Depuis la publication de cette déclaration symbolique, tant la présidente du STTP, Jan Simpson, que la direction du syndicat des Teamsters n’ont dit quoi que ce soit sur la façon dont les livreurs peuvent soutenir la grève et contribuer à sa victoire, et encore moins sur la stratégie à adopter pour défier les mesures de brisage de grève du gouvernement.
Conscients qu’ils doivent prendre les choses en main en retirant à la bureaucratie du STTP le contrôle de leur lutte contractuelle, des travailleurs des postes en grève se sont rassemblés pour créer et bâtir le Comité de la base des travailleurs des postes (CBTP). Le CBTP appelle les travailleurs des postes à étendre leur lutte à d’autres sections de travailleurs afin de construire un mouvement industriel et politique dirigé par les travailleurs contre l’austérité et les concessions imposées par le gouvernement, et contre la guerre impérialiste qui draine les ressources de la société devant aller aux services publics.

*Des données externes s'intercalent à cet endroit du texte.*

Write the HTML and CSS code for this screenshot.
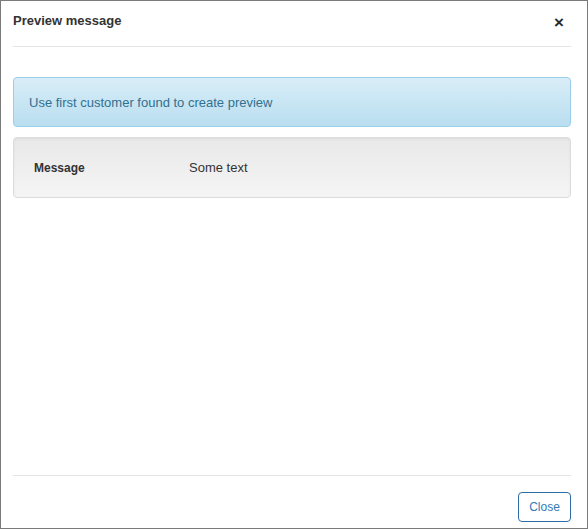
FILE: index.html
```html
<!DOCTYPE html>
<html>
<head>
<meta charset="utf-8">
<link rel="stylesheet" href="styles.css">
</head>
<body>
<div class="modal">
  <div class="modal-header">
    <h4 class="title">Preview message</h4>
    <button class="close" type="button">×</button>
  </div>
  <div class="modal-body">
    <div class="alert">Use first customer found to create preview</div>
    <div class="well">
      <span class="label">Message</span>
      <span class="value">Some text</span>
    </div>
  </div>
  <div class="modal-footer">
    <button class="btn" type="button">Close</button>
  </div>
</div>
</body>
</html>
```
FILE: styles.css
```css
html, body {
  margin: 0;
  padding: 0;
  background: #fff;
}
body {
  font-family: "Liberation Sans", Arial, sans-serif;
  color: #333;
}
.modal {
  box-sizing: border-box;
  width: 588px;
  height: 529px;
  border: 1px solid #7a7a7a;
  display: flex;
  flex-direction: column;
  background: #fff;
}
.modal-header {
  margin: 0 16px 0 12px;
  height: 45px;
  border-bottom: 1px solid #e5e5e5;
  display: flex;
  justify-content: space-between;
  align-items: flex-start;
}
.title {
  margin: 12px 0 0 0;
  font-size: 13px;
  font-weight: bold;
  line-height: 16px;
  color: #333;
}
.close {
  margin: 12px 7px 0 0;
  padding: 0;
  border: 0;
  background: none;
  font-family: "Liberation Sans", Arial, sans-serif;
  font-size: 17px;
  font-weight: bold;
  line-height: 20px;
  color: #2a2a2a;
  cursor: pointer;
}
.modal-body {
  flex: 1;
  padding: 30px 16px 0 12px;
}
.alert {
  height: 50px;
  box-sizing: border-box;
  border: 1px solid #9acfea;
  border-radius: 4px;
  background: linear-gradient(to bottom, #d9edf7 0%, #b9def0 100%);
  color: #31708f;
  font-size: 13px;
  padding: 0 15px;
  display: flex;
  align-items: center;
}
.well {
  margin-top: 10px;
  height: 61px;
  box-sizing: border-box;
  border: 1px solid #dcdcdc;
  border-radius: 4px;
  background: linear-gradient(to bottom, #e8e8e8 0%, #f5f5f5 100%);
  box-shadow: inset 0 1px 3px rgba(0,0,0,0.05);
  display: flex;
  align-items: center;
  padding: 0 20px 0 20px;
}
.label {
  width: 155px;
  font-size: 12px;
  font-weight: bold;
  color: #333;
}
.value {
  font-size: 13px;
  color: #333;
}
.modal-footer {
  margin: 0 16px 0 12px;
  height: 52px;
  border-top: 1px solid #e5e5e5;
  display: flex;
  justify-content: flex-end;
  align-items: flex-start;
}
.btn {
  margin-top: 16px;
  width: 53px;
  height: 30px;
  box-sizing: border-box;
  border: 1px solid #2e6da4;
  border-radius: 4px;
  background: #fff;
  color: #337ab7;
  font-family: "Liberation Sans", Arial, sans-serif;
  font-size: 12px;
  padding: 0;
  cursor: pointer;
}
```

Tel que déclaré par le CBTP dans une résolution adoptée lors de sa réunion publique du 10 novembre, qui anticipait le déroulement de la grève :
Nous appelons les travailleurs des postes et tous les travailleurs des secteurs de la livraison et de la logistique à se joindre au Comité de base des travailleurs des postes et à lutter pour son expansion. Nous luttons pour:
1. Obtenir les revendications des travailleurs des postes, y compris une augmentation de salaire de 30% pour compenser les années de concessions et pour que les travailleurs aient le contrôle sur le déploiement des nouvelles technologies.
2. Élargir notre lutte à d’autres sections de travailleurs à travers le Canada afin de défier une loi de retour au travail ou toute autre interdiction de grève antidémocratique imposée par l’État.
3. Lancer une lutte politique qui rejette le fait que Postes Canada soit gérée comme une entreprise à but lucratif, et faire de notre lutte le fer de lance d’une contre-offensive menée par les travailleurs pour défendre les services publics entièrement financés et les droits des travailleurs, et contre l’austérité et la guerre.